4.4. Advantages and Disadvantages

The advantage of linear power supplies is that they produce no EMI radiation. This advantage cannot be overstated, as the cost of materials and development time spent on eliminating EMI can be high.
A switching power supply may appear to have few components, but this does not take into account the EMI filtering and screening. These additional circuits can double the overall cost of the LED driver. If the LEDs are distributed, such as in channel lighting where there is no opportunity to shield any EMI, both common mode and differential filtering are required. And common mode chokes are expensive!
One disadvantage of a linear LED driver can be low efficiency, which is the ratio of the LED voltage to the supply voltage. The efficiency is low only if the supply voltage is somewhat higher than the LED voltage. In these cases, poor inefficiency causes the introduction of thermal problems. A heat sink may be required, which is bulky and moderately expensive. It should be noted that where the supply voltage is only slightly higher than the LED voltage, the efficiency of a circuit using linear regulator could be higher than one using a switching regulator.
Linear mains–powered LED drivers have the disadvantage of large size because a step-down transformer is almost always required (unless the LED string voltage is very near to the peak AC supply voltage). A 50- or 60-Hz mains transformer is bulky and heavy. Smoothing capacitors after the bridge rectifier are also very bulky. The efficiency will vary as the AC supply voltage rises and falls over a long period because the difference between the rectified voltage and the LED string voltage will change.
Switched linear or modular cascaded linear regulators can be used from the AC mains supply. They have the advantage of not needing a transformer, although the disadvantage of not being isolated from dangerously high voltages. They are quite small and surprisingly efficient because most of the voltage drop is across the LED load. However, they do need a considerable number of LEDs in series.

4.5. Limitations

The main limitation of a linear supply is that the LED voltage will always be lower than the supply voltage. Linear voltage and current sources cannot boost the output voltage so that the output is higher than the input. In cases where the output voltage needs to be higher than the input voltage, a switching regulator is necessary. These will be discussed in the next few chapters.
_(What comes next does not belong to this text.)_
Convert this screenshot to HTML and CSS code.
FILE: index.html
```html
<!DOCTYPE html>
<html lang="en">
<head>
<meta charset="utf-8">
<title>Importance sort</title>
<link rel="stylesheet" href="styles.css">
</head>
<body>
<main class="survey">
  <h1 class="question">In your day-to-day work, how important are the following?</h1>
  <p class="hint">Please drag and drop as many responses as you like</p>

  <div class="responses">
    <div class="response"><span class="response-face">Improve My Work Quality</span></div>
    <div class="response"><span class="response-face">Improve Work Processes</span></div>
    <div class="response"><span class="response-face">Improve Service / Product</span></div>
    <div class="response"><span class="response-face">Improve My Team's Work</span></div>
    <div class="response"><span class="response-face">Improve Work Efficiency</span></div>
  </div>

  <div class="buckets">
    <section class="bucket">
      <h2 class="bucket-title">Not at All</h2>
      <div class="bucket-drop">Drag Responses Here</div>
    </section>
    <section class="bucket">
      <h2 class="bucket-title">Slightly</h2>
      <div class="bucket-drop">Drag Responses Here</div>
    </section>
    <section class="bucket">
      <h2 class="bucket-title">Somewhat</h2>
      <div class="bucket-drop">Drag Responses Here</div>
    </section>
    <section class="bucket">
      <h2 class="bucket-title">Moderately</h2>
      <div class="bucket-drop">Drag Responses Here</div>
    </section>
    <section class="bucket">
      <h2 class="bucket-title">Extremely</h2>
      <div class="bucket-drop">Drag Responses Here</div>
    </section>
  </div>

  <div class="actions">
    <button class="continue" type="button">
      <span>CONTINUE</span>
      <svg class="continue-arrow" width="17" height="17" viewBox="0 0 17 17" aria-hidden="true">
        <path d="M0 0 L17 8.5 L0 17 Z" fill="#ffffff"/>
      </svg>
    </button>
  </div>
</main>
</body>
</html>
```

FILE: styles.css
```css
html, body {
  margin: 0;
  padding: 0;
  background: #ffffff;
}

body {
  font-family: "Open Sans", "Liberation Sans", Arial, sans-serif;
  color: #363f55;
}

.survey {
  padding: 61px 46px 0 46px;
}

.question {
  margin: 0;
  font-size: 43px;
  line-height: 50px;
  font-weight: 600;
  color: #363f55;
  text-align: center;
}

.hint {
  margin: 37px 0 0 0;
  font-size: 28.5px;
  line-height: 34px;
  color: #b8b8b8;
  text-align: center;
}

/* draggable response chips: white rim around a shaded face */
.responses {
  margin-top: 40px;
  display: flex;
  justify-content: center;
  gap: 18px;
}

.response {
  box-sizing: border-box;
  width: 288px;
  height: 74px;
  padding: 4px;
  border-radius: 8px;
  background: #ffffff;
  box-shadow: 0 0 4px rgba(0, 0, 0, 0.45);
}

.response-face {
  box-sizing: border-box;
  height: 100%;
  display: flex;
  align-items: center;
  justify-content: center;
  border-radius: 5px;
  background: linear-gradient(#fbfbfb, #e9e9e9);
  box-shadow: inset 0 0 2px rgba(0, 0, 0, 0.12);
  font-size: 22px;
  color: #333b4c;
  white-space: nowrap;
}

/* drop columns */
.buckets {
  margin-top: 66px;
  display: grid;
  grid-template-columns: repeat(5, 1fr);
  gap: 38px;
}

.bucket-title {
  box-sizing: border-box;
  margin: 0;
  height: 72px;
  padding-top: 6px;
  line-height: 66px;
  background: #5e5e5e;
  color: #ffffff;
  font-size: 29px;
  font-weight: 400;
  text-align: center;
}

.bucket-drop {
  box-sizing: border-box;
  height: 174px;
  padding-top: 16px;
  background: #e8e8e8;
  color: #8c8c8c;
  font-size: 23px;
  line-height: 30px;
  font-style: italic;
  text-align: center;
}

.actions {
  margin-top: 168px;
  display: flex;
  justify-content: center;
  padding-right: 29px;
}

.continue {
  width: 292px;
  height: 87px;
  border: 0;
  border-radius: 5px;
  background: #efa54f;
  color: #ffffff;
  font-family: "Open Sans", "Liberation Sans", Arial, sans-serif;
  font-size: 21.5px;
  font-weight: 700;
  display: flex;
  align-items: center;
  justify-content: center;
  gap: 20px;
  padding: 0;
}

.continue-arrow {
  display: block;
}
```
4.6. Common Errors in Designing Linear LED Drivers

The most common error is to ignore the power dissipation. Power dissipation is simply the voltage drop across the regulator multiplied by the current through it. If the voltage drop is high, the current must be limited to stay within the device package power dissipation limits. A surface-mount D-PAK package may be limited to about 1 W, even when there is some copper area soldered to the tab terminal. Heat sinks are now available for surface mount packages, which eases the problem.
Another error is to ignore the start-up conditions. The voltage rating of the regulator must be high enough to allow for the output being connected to 0 V (ground). This is because at start-up, the output capacitor will be uncharged and thus at 0 V. Only after operating for a short period does the output capacitor charge, which reduces the voltage drop across the regulator. The voltage rating of the regulator should always be greater than the maximum input voltage expected.